Buying and Selling

A hatch and an SUV may be more similar than you think

New Zealand roads are fast becoming flooded with SUVs (Sports Utilty Vehicles), while the classic hatchback takes a back seat in new car production.

Looking at the Motor Industry Association figures, SUVs covered a huge chunk of the registration numbers making up 39 per cent of all vehicles registered in 2017.

The hatchback on the other hand made up just 12 per cent of total new car registrations last year, the majority of which were Corolla rentals.

Sure, SUVs have a compelling offer, but let’s not discount a vehicle just because it isn’t the flavour of month.

When considering comfort, both SUVs and hatches offer excellent cabin space with collapsible seating configurations and, with a bit of magic, they can create a huge cargo area.

One of the obvious points of difference between the two is their height difference.

Other than having a commanding view of the road, the added height of an SUV makes it easier to get in and out of, and perfect for loading child seats and the like. Same goes for loading cargo into the boot, which is higher and easier to access.

If you’re chasing a vehicle with a bit of clearance and vehicle ability, then a hatchback simply won’t cut the mustard.

The top end models of the Volkswagen Tiguan, Toyota Rav4 and the Mazda CX-5 are all perfect examples of well-equipped SUVs designed to perform in off road conditions like gravel roads, beaches or even icy conditions. If adventuring off road is off limit for you, these SUVs have also done particularly well in the market by offering a front wheel drive passenger model - a popular choice for families with a lower cost.

Although a SUV can be seen as a ‘one size fits all’ vehicle, there are plenty of cases where a hatchback will suit your needs just as well.

Running costs of hatches will generally be lower, and the fact that they’re small and more manoeuvrable, with a lower centre of gravity, means you will probably have more fun driving them around town as well as parking in tighter spaces.

Take Subaru, for example. Hatch lovers can opt for the Impreza, small SUV buyers can choose the XV, and mid-size shoppers can take a Forester.

Looking at the price point first, the Impreza starts at $29,990, the XV starts at $34,990 while the Forester will set you back at least $39,990, so the Impreza wins the price battle.

What about space? The 4595mm Forester sits on a 2640mm wheelbase, and will take 405 litres of cargo or 1457 litres with the back seats folded flat. The XV is smaller, at 4465mm long and a 2665mm wheelbase, and luggage space drops to 310 litres and 765 litres with the rear seats flattened. But here’s the weird part - the 4460mm Impreza hatch is just about bang-on the same length as the XV, and its 2670mm wheelbase is actually longer than both. When you factor in cargo size 345 litres seats up, 795 seats down, the Impreza is a hatch that could be worth saving $5000 on.

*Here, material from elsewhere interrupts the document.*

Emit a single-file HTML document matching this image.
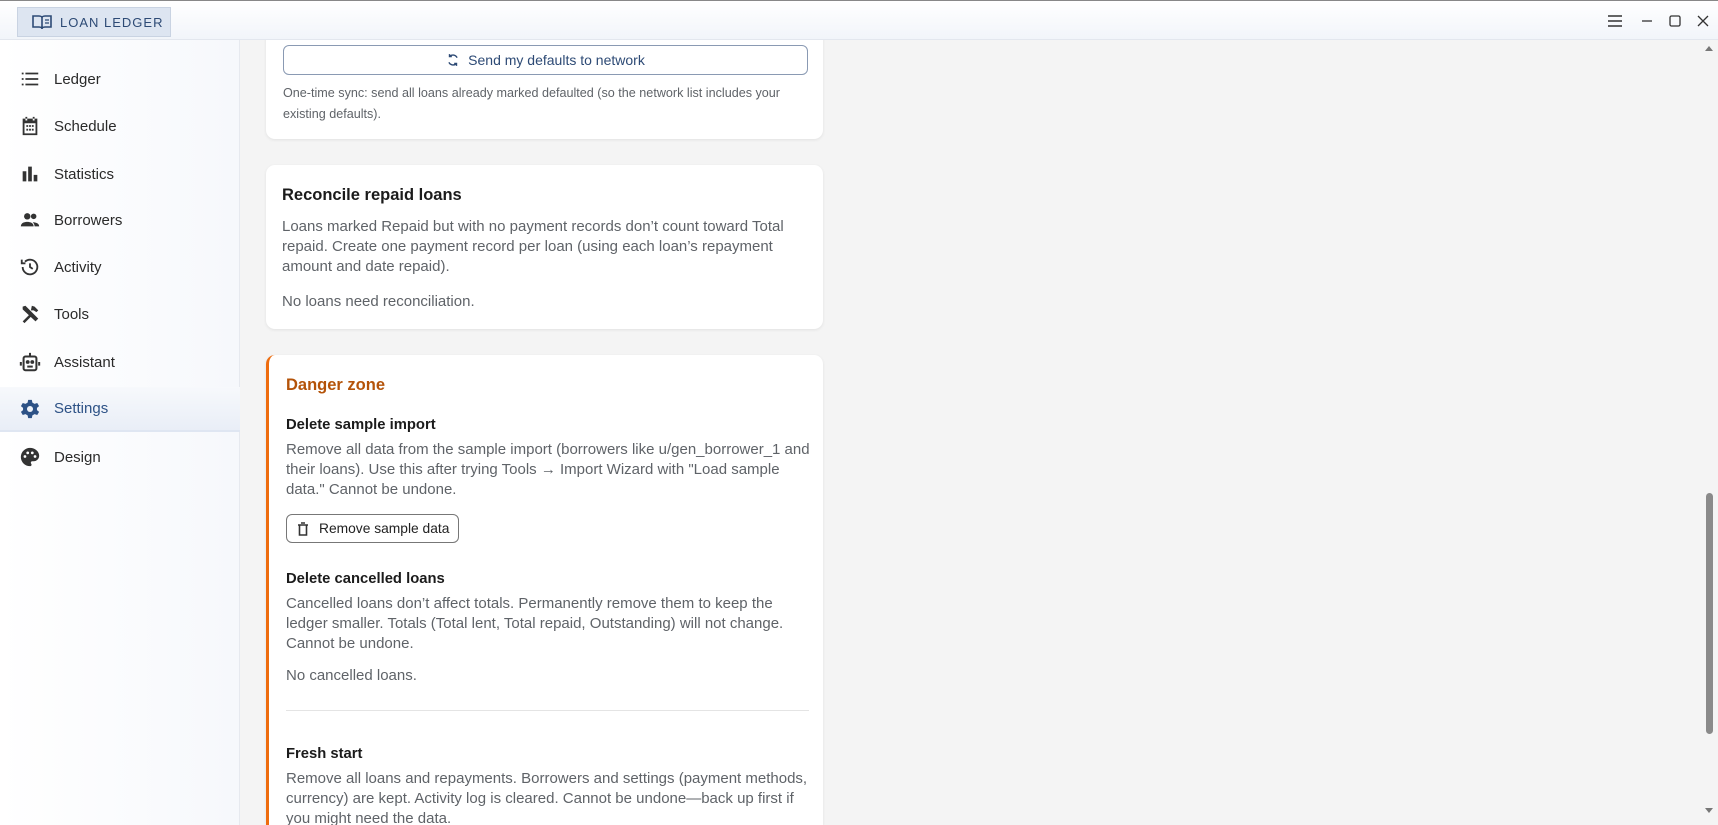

Sure, SUVs are the trend at the moment with manufacturers across the country getting involved in a huge battle, but just because they’re popular, doesn’t necessarily mean they’re the right answer for everyone. If you’re chasing a simple two wheel drive run about, don’t rule out the less popular hatch - it may suit your needs just as well, and your wallet will thank you for it.